Preventing Suicide Contagion


Mental health encompasses cognitive, behavioural, and emotional well-being. It is about how we think, react, live and behave. Sound mental health is essential for quality life, good relationships, and ultimately good physical health. The stigma attached to mental health has greatly deterred people talk about it openly and thus has remained a hidden problem in our society, especially in our part of the world. Among many mental health issues, suicide is often associated with stigma, and reporting a suicidal event needs careful consideration. 

Suicide is preventable. It has been estimated that one person dies of suicide every 40 seconds worldwide. For every suicide, 20-25 times suicide attempts do occur. It has been estimated that every suicide affects six people greatly and up to 135 people to some extent (WHO, 2022). There are several stressors that lead a person to attempt suicide such as the loss of a loved one, economic hardship, loneliness, and mental and chronic illnesses.  Those stressors may become stressful or often traumatic for a person.


There are several factors that result in suicide. The media reports and in recent times social media coverage of suicide may lead to a surge in suicide attempts. Therefore, responsible media reporting of suicide becomes imperative in preventing suicide.  Suicide contagion is the exposure to suicide or suicidal behaviours within family, peer group, or through media reports of suicide and have been associated in an increase in suicide and suicidal behaviours.

Suicidal contagion has been shown to precede a surge in suicidal behaviour in persons at risk for suicide, especially in adolescents and young adults. The belief that media coverage of suicide could lead to suicide contagion goes back to hundreds of years. A novel “Sorrows of Young Werther” by Johann Wolfgang Goethe in 1774 resulted in copycat suicides in several European countries led to the book being banned in various places. 
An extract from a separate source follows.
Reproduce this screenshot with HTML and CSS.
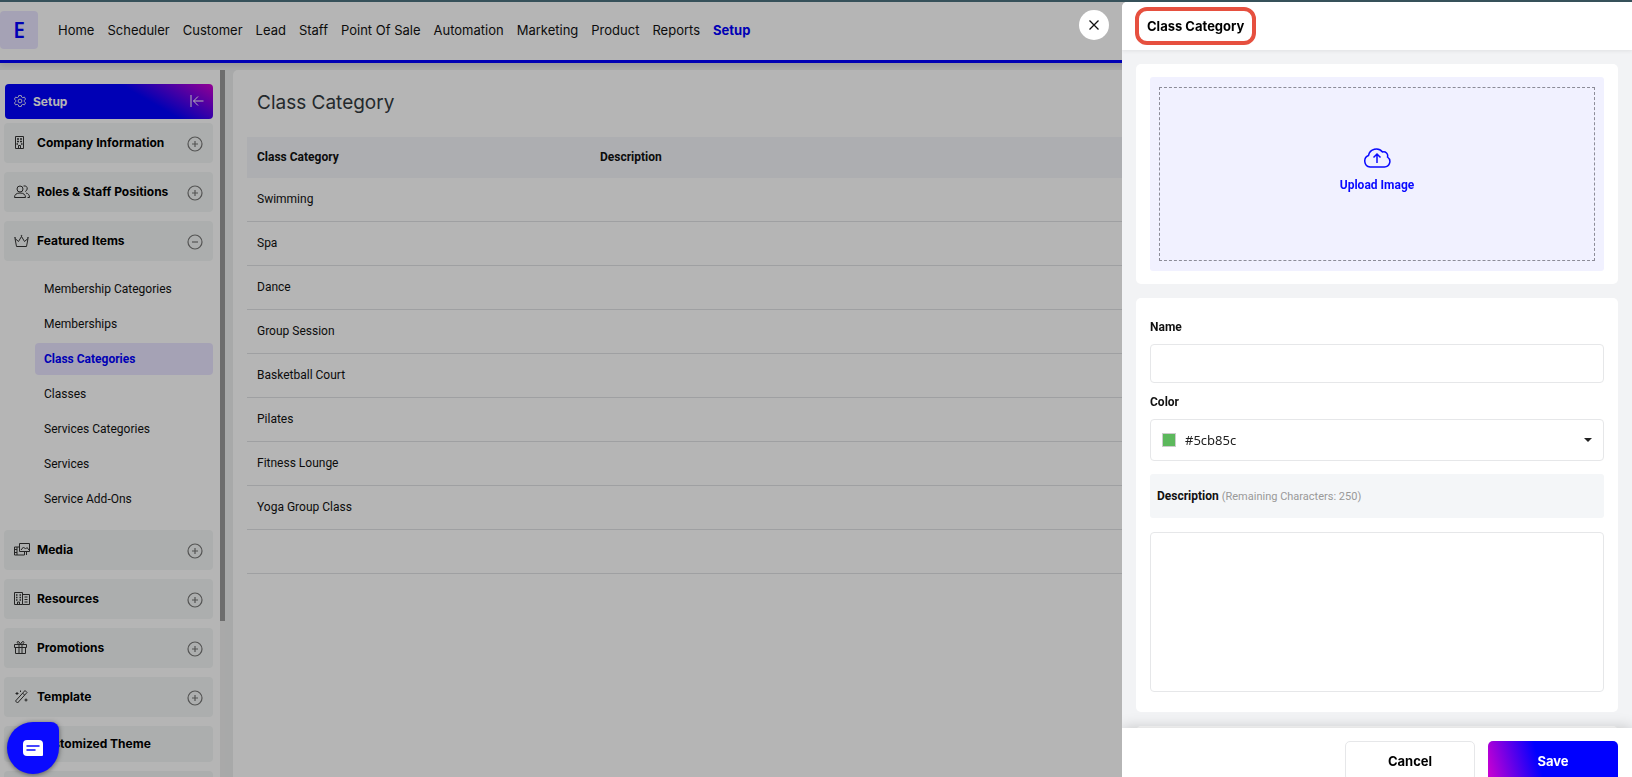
FILE: index.html
```html
<!DOCTYPE html>
<html lang="en">
<head>
  <meta charset="UTF-8">
  <meta name="viewport" content="width=device-width, initial-scale=1">
  <title>Class Category</title>
  <link rel="stylesheet" href="styles.css">
</head>
<body>
<svg class="defs">
  <symbol id="plus" viewBox="0 0 16 16"><circle cx="8" cy="8" r="7"/><path d="M8 5v6M5 8h6"/></symbol>
  <symbol id="minus" viewBox="0 0 16 16"><circle cx="8" cy="8" r="7"/><path d="M5 8h6"/></symbol>
</svg>

<div class="page">
  <header class="navbar">
    <a class="logo" href="#">E</a>
    <nav class="nav">
      <a href="#">Home</a>
      <a href="#">Scheduler</a>
      <a href="#">Customer</a>
      <a href="#">Lead</a>
      <a href="#">Staff</a>
      <a href="#">Point Of Sale</a>
      <a href="#">Automation</a>
      <a href="#">Marketing</a>
      <a href="#">Product</a>
      <a href="#">Reports</a>
      <a href="#" class="active">Setup</a>
    </nav>
  </header>

  <div class="content">
    <aside class="sidebar">
      <div class="menu">
        <button class="menu-head">
          <svg class="icon" viewBox="1 1 14 14"><path d="M6.6 1.500h2.800l.5 1.900 1.300.7 2-.6 1.300 2.300-1.400 1.400v1.600l1.400 1.400-1.300 2.300-2-.6-1.300.7-.5 1.900H6.600l-.5-1.900-1.300-.7-2 .6-1.300-2.300 1.400-1.400V7.200L1.500 5.800l1.300-2.300 2 .6 1.300-.7z"/><circle cx="8" cy="8" r="2.200"/></svg>
          <span>Setup</span>
          <svg class="collapse" viewBox="0 0 14 12"><path d="M1 0v12M13.500 6H3.500M8 1.500L3.500 6 8 10.500"/></svg>
        </button>

        <button class="menu-item">
          <svg class="icon" viewBox="0 0 16 16"><path d="M1.500 1.500h8v12h-8z"/><path d="M4.500 13.500v-3h2v3"/><path d="M3 4h2M6 4h2M3 6.500h2M6 6.500h2M2.500 9h1.500M7 9h1.500" stroke-width="1.500"/></svg>
          <span>Company Information</span>
          <svg class="toggle"><use href="#plus"/></svg>
        </button>
        <button class="menu-item">
          <svg class="icon" viewBox="0 0 16 16"><circle cx="6" cy="5" r="3"/><path d="M.5 13.500c0-3 2-4.500 5.500-4.500s5.500 1.500 5.500 4.500zM9.500 2c2.500-.6 4 1 3.700 3-.2 1.300-1 2-2 2.500M12 9c2.300.5 3.500 2 3.500 4.500h-2"/></svg>
          <span>Roles &amp; Staff Positions</span>
          <svg class="toggle"><use href="#plus"/></svg>
        </button>
        <button class="menu-item">
          <svg class="icon" viewBox="0 0 16 16"><path d="M2.500 13.500L1 5.500 4.500 8.500 7.500 3.500l3 5L14 5.500l-1.500 8z"/><circle cx="1" cy="4.800" r=".4"/><circle cx="7.500" cy="2.800" r=".4"/><circle cx="14" cy="4.800" r=".4"/></svg>
          <span>Featured Items</span>
          <svg class="toggle"><use href="#minus"/></svg>
        </button>

        <ul class="submenu">
          <li><a href="#">Membership Categories</a></li>
          <li><a href="#">Memberships</a></li>
          <li><a href="#" class="active">Class Categories</a></li>
          <li><a href="#">Classes</a></li>
          <li><a href="#">Services Categories</a></li>
          <li><a href="#">Services</a></li>
          <li><a href="#">Service Add-Ons</a></li>
        </ul>

        <button class="menu-item">
          <svg class="icon" viewBox="0 0 16 16"><path d="M5.500 1.500h10v8h-10zM7 8l2.500-3 2 2 1.500-1.500L15 8M5.500 5H.5v8h10v-3.500M3 5v8M.5 7.500H3M.5 10.500H3M10.500 9.500v3.500M12.500 9.500v3.500"/></svg>
          <span>Media</span>
          <svg class="toggle"><use href="#plus"/></svg>
        </button>
        <button class="menu-item">
          <svg class="icon" viewBox="0 0 16 16"><path d="M.5 1.500h8v12h-8zM8.500 3.500h7v10h-7M10.500 6h3M10.500 8.500h3M10.500 11h3"/><path d="M2 4h1.500M5.500 4H7M2 6.500h1.500M5.500 6.500H7M2 9h1.500M5.500 9H7" stroke-width="1.500"/><path d="M3.500 13.500v-2.500h2v2.500"/></svg>
          <span>Resources</span>
          <svg class="toggle"><use href="#plus"/></svg>
        </button>
        <button class="menu-item">
          <svg class="icon" viewBox="0 0 16 16"><path d="M.5 4.500h12v3H.5zM1.500 7.500h10v6h-10zM5 4.500v9M8 4.500v9M6.500 4.500C3 4.500 2.500 1.500 4 1.500s2.500 3 2.500 3S7.500 1.500 9 1.500s1.500 3-2.500 3"/></svg>
          <span>Promotions</span>
          <svg class="toggle"><use href="#plus"/></svg>
        </button>
        <button class="menu-item">
          <svg class="icon" viewBox="0 0 16 16"><path d="M1.500 12l9.500-10.500 2 2L3.500 14zM8.500 4l2 2M3 3v3M1.500 4.500h3M12 9.500v3M10.500 11h3M6.500 1.500V3"/></svg>
          <span>Template</span>
          <svg class="toggle"><use href="#plus"/></svg>
        </button>
        <button class="menu-item plain">
          <svg class="icon" viewBox="0 0 16 16"><circle cx="7" cy="7" r="6"/></svg>
          <span>Customized Theme</span>
        </button>
        <button class="menu-item plain"></button>
      </div>
      <div class="scrollbar"><div class="thumb"></div></div>
    </aside>

    <main class="panel">
      <h1>Class Category</h1>
      <table class="list">
        <thead>
          <tr><th class="col-name">Class Category</th><th>Description</th></tr>
        </thead>
        <tbody>
          <tr><td>Swimming</td><td></td></tr>
          <tr><td>Spa</td><td></td></tr>
          <tr><td>Dance</td><td></td></tr>
          <tr><td>Group Session</td><td></td></tr>
          <tr><td>Basketball Court</td><td></td></tr>
          <tr><td>Pilates</td><td></td></tr>
          <tr><td>Fitness Lounge</td><td></td></tr>
          <tr><td>Yoga Group Class</td><td></td></tr>
          <tr><td></td><td></td></tr>
        </tbody>
      </table>
    </main>
  </div>
</div>

<div class="overlay"></div>

<button class="chat" aria-label="Chat">
  <svg viewBox="0 0 20 16"><path d="M4 0h12q4 0 4 4v11q0 1-1 1H4q-4 0-4-4V4q0-4 4-4z" fill="#fff"/><path d="M4 6h12M4 10h8" stroke="#0a0aff" stroke-width="1.500" stroke-linecap="round"/></svg>
</button>

<button class="close" aria-label="Close">
  <svg viewBox="0 0 10 10"><path d="M.5.5l9 9M9.500.5l-9 9"/></svg>
</button>

<form class="drawer">
  <div class="drawer-head"><h2>Class Category</h2></div>

  <div class="drawer-body">
    <section class="card">
      <div class="upload">
        <button type="button" class="upload-btn">
          <svg viewBox="0 0 28 20"><path d="M7 19h14.500a5.500 5.500 0 0 0 3-10 4 4 0 0 0-5-5A8 8 0 0 0 5.500 7.500 6 6 0 0 0 7 19z"/><path d="M14 15V6.500M10.500 9.500L14 6l3.500 3.500"/></svg>
          <span>Upload Image</span>
        </button>
      </div>
    </section>

    <section class="card fields">
      <label for="name">Name</label>
      <input id="name" class="box" type="text">

      <label for="color">Color</label>
      <div class="box color-box">
        <span class="swatch"></span>
        <select id="color">
          <option>#5cb85c</option>
        </select>
        <svg class="caret" viewBox="0 0 8 4"><path d="M0 0h8L4 4z"/></svg>
      </div>

      <label for="description" class="desc-label">Description <small>(Remaining Characters: 250)</small></label>
      <textarea id="description" class="box"></textarea>
    </section>

    <section class="card"></section>
  </div>

  <div class="drawer-foot">
    <button type="button" class="btn">Cancel</button>
    <button type="button" class="btn btn-save">Save</button>
  </div>
</form>
<div class="topline"></div>
</body>
</html>
```
FILE: styles.css
```css
* { box-sizing: border-box; }
body { margin: 0; height: 100vh; overflow: hidden; font-family: Roboto, sans-serif; font-size: 12px; color: #111; background: #edeeef; }
button { font: inherit; color: inherit; border: none; background: none; padding: 0; }
a { color: inherit; text-decoration: none; }
svg { fill: none; stroke: currentColor; }
.defs { display: none; }
.topline { position: fixed; top: 0; left: 0; right: 0; height: 2px; background: #36515a; z-index: 5; }

/* page */
.page { display: flex; flex-direction: column; height: 100vh; padding-top: 2px; }
.navbar { display: flex; align-items: center; gap: 20px; height: 61px; padding-bottom: 3px; background: #fff; border-bottom: 3px solid #0000ff; box-shadow: 0 2px 6px rgba(0,0,0,.1); }
.logo { width: 38px; height: 38px; text-align: center; border-radius: 4px; background: #e9e5ff; color: #0000ff; font: 600 21px/38px "Noto Sans", sans-serif; }
.nav { display: flex; gap: 13px; font-family: Inter, sans-serif; font-size: 13px; }
.nav .active { color: #0000ff; font-weight: bold; }
.content { flex: 1; min-height: 0; display: grid; grid-template-columns: 225px 1fr; gap: 8px; padding-top: 7px; }

/* sidebar */
.sidebar { display: flex; overflow: hidden; }
.menu { flex: 1; background: #fff; padding: 14px 7px 0 4px; display: flex; flex-direction: column; gap: 9px; }
.menu > * { flex-shrink: 0; }
.menu-head, .menu-item { display: flex; align-items: center; text-align: left; font-family: Inter, sans-serif; font-weight: bold; font-size: 12px; border-radius: 4px; }
.menu-head { height: 35px; padding: 0 9px 1px; margin-bottom: -5px; margin-left: 1px; gap: 7px; color: #fff; background: linear-gradient(30deg, #0000ff 65%, #d000d0); }
.menu-head .icon { width: 12px; height: 12px; }
.collapse { width: 14px; height: 12px; margin-left: auto; }
.menu-item { height: 40px; padding: 0 10px 2px; gap: 7px; background: #f3f6f5; color: #000; }
.menu-item.plain { height: 36px; }
.icon { width: 16px; height: 16px; }
.menu-item .icon { margin-top: 2px; color: #333; }
.toggle { width: 16px; height: 16px; margin: 3px 0 0 auto; color: #777; stroke-width: 1.200; }
.submenu { list-style: none; margin: 3px 0 6px 31px; padding: 0; display: flex; flex-direction: column; gap: 3px; }
.submenu a { display: block; line-height: 32px; padding-left: 9px; border-radius: 4px; }
.submenu .active { background: #e9e5ff; color: #0000ff; font-weight: bold; }
.scrollbar { width: 5px; background: #eee; }
.thumb { height: 78%; background: #9a9a9a; }

/* list */
.panel { background: #fff; border-radius: 5px 0 0 0; padding: 19px 14px; }
h1 { margin: 0 10px 20px; font: normal 19px/28px Inter, sans-serif; color: #333b40; }
.list { width: 100%; border-spacing: 0; table-layout: fixed; }
.list th, .list td { text-align: left; padding: 0 10px 2px; }
.list th { height: 41px; background: #f4f6f9; font-weight: bold; }
.list td { height: 44px; border-bottom: 1px solid #e1e2e4; }
.list .col-name { width: 343px; }

.overlay { position: fixed; inset: 0; background: rgba(0,0,0,.29); }
.chat { position: fixed; left: 7px; bottom: 3px; width: 52px; height: 52px; border-radius: 50% 8px 50% 50%; background: #0a0aff; box-shadow: 0 1px 5px rgba(0,0,0,.5); display: flex; align-items: center; justify-content: center; }
.chat svg { width: 20px; height: 16px; stroke: none; }
.close { position: fixed; top: 10px; right: 523px; width: 30px; height: 30px; border-radius: 50%; background: #fff; display: flex; align-items: center; justify-content: center; }
.close svg { width: 10px; height: 10px; stroke-width: 1.300; }

/* drawer */
.drawer { position: fixed; top: 2px; right: 0; bottom: 0; width: 510px; display: flex; flex-direction: column; background: #f2f3f5; border-radius: 5px 0 0 0; overflow: hidden; }
.drawer-head { height: 48px; flex-shrink: 0; padding: 5px 13px; background: #fff; box-shadow: 0 1px 4px rgba(0,0,0,.08); }
.drawer-head h2 { display: inline-block; margin: 0; padding: 0 8px; border: 4px solid #e6503f; border-radius: 12px; font: bold 13px/30px Inter, sans-serif; color: #000; }
.drawer-body { flex: 1; min-height: 0; overflow: hidden; padding: 14px; display: flex; flex-direction: column; gap: 14px; }
.card { flex-shrink: 0; background: #fff; border-radius: 5px; padding: 13px 14px; }
.upload { height: 194px; padding: 10px 9px; background: #f1f1ff; border-radius: 3px; }
.upload-btn { width: 100%; height: 100%; padding-bottom: 8px; border: 1px dashed #8c8c98; color: #0a0aff; font-weight: bold; display: flex; flex-direction: column; align-items: center; justify-content: center; gap: 10px; }
.upload-btn svg { width: 28px; height: 20px; stroke-width: 1.500; }
.fields { display: flex; flex-direction: column; padding: 20px 14px; }
.fields label { line-height: 18px; margin-bottom: 8px; font-weight: bold; }
.box { width: 100%; border: 1px solid #e6e7e9; border-radius: 4px; background: #fff; outline: none; }
input.box { height: 39px; margin-bottom: 10px; padding: 0 12px; }
.color-box { height: 42px; margin-bottom: 13px; padding: 0 11px; display: flex; align-items: center; }
.swatch { width: 14px; height: 14px; background: #5cb85c; border: 1px solid #ccc; }
.color-box select { flex: 1; height: 38px; padding: 0 0 0 9px; border: none; background: none; appearance: none; outline: none; font: 13px "Noto Sans", sans-serif; color: #222; }
.caret { width: 8px; height: 4px; fill: #222; stroke: none; }
.fields .desc-label { height: 44px; line-height: 44px; padding: 0 7px; margin-bottom: 14px; background: #f4f6f8; border-radius: 3px; }
.desc-label small { font-size: 11px; font-weight: normal; color: #999; }
textarea.box { height: 160px; resize: none; padding: 10px; }
.drawer-foot { height: 49px; flex-shrink: 0; display: flex; justify-content: flex-end; gap: 13px; padding: 13px 14px 0; background: #fff; box-shadow: 0 0 14px rgba(0,0,0,.2); }
.btn { width: 130px; height: 40px; padding-bottom: 1px; border: 1px solid #e6e7e9; border-radius: 5px; font: bold 13px Inter, sans-serif; color: #000; }
.btn-save { border: none; color: #fff; background: linear-gradient(75deg, #d000d0, #0000ff 40%); }
```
The increased risk of suicide contagion as a result of media reporting can be minimised with responsible reporting. Thus, it should be based on factual and concise reports of suicide. Suicide reports should not be repetitive, as persistent exposure has been shown to increase the likelihood of suicide contagion. Suicide does not usually occur with a single factor or event but is a result of a complex interaction of many factors. Oversimplifying recent negative stressful life events or critical stressor, thus promote suicide contagion. Another important aspect in preventing suicide contagion is not to report detailed descriptions of the method used. 

Such reporting may increase possible duplication. Providing details of method used to complete the suicide may facilitate the imitation of the suicidal behaviour by other at-risk persons. Repetitive and ongoing coverage, or prominent coverage, of a suicide tends to promote suicide among most at-risk people, especially among adolescents of 15-24 years of age. Unnecessary glorification of the victim by reporting only positive messages should be avoided in media reporting of suicide. Instead, reports should carefully describe mental, social, and/or physical problems and information such as suicide prevention hotlines or other available avenues for help. 

It is, therefore, important that the media should carefully explain that the final precipitating event was not the only cause of a suicidal attempt. In fact, most people who have committed suicide have had a history of problems that may not have been recognised during the acute aftermath of the suicide. Detailed descriptions of the problems that could have played a causative role in suicide are not always necessary, but the acknowledgment of these problems should be sensibly reported.

Reporting on community expressions of grief such as public eulogies, flying flags at half-mast, and erecting permanent public memorials should be avoided as it may promote suicide contagion. Such expressions of grief may contribute to suicide contagion by suggesting to the vulnerable people that society is honouring the suicidal behaviour of the deceased person, rather than mourning the person's death. Suicide is usually an act of a troubled person who ultimately is convinced that suicide is the ultimate solution to the problem. Presentation of suicide as a means of coping with personal problems may suggest suicide as a potential coping mechanism for at-risk persons.


It is important that empathy for family and friends often leads to a focus on only reporting the positive aspects of a deceased life.  Often friends or family members may be quoted as saying the deceased person "was a great human being" or "had a bright future," and they avoid mentioning the troubles and problems that the deceased person experienced in his life and ultimately took his/her life.  

Often statements adoring the deceased person are often reported in the news. However, if the problems or troubles of a person who committed suicide are not acknowledged in the presence of these laudatory statements, suicidal behaviour may appear attractive to other at-risk persons and result in suicidal contagion. A responsible media professional should attempt to reduce the prominence of the news report and avoid the use of dramatic photographs related to suicide. 

It is often difficult for friends, peers, colleagues, and family members to cope with the loss due to suicide. Therefore, prompt suicidal counselling should be provided and those at risk for suicide should then be referred for additional mental health services. Lastly, there are several helplines/hotlines available in our country where we can get prompt and effective services for those who need help.

(Dr. Lohani is the clinical director at the Nepal Drug and Poison Information Centre.